Film history's absorption of the cinephile message of artistic legitimation means that the gendered and class-based discursive violence of early cinephiles has been largely overlooked. With the recent resurgence of scholarly interest in cinephilia, it is all the more necessary to complicate this dominant paradigm with the female geographies written on the streets of Paris by hitherto voiceless historical subjects. If we are to move beyond the gender- and class-based hierarchies of spectatorship and critique that emerged in film criticism during the interwar period and have continued to posit the reception of bourgeois male cinephiles as paradigmatic while ignoring the numerically superior spectator practices of female, working-class fans, then we must take into account the social and political context of cinemagoing in working-class neighborhoods of Paris.
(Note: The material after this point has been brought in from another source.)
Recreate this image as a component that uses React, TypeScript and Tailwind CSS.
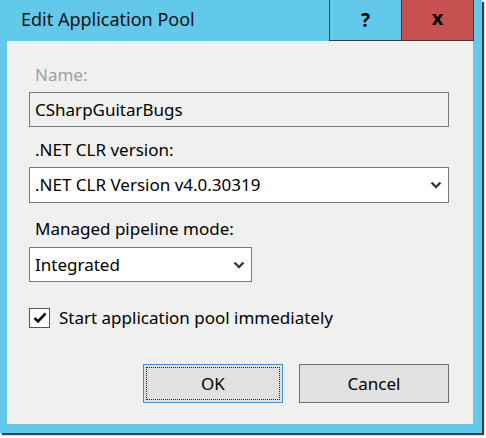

These cinemas were embedded in the concerns, worries, aspirations, and hopes of local people who participated in cinemas as spectators and star admirers, but also as spectator-activists, spectator-voters, and spectator–trade unionists. Alternative archival sources such as readers’ letter columns, fan letters, and notices in the leftist press reveal cinemas to be meeting places for diverse political, social, and leisure activities, many of which were self-consciously opposed to the project of the cinephiles.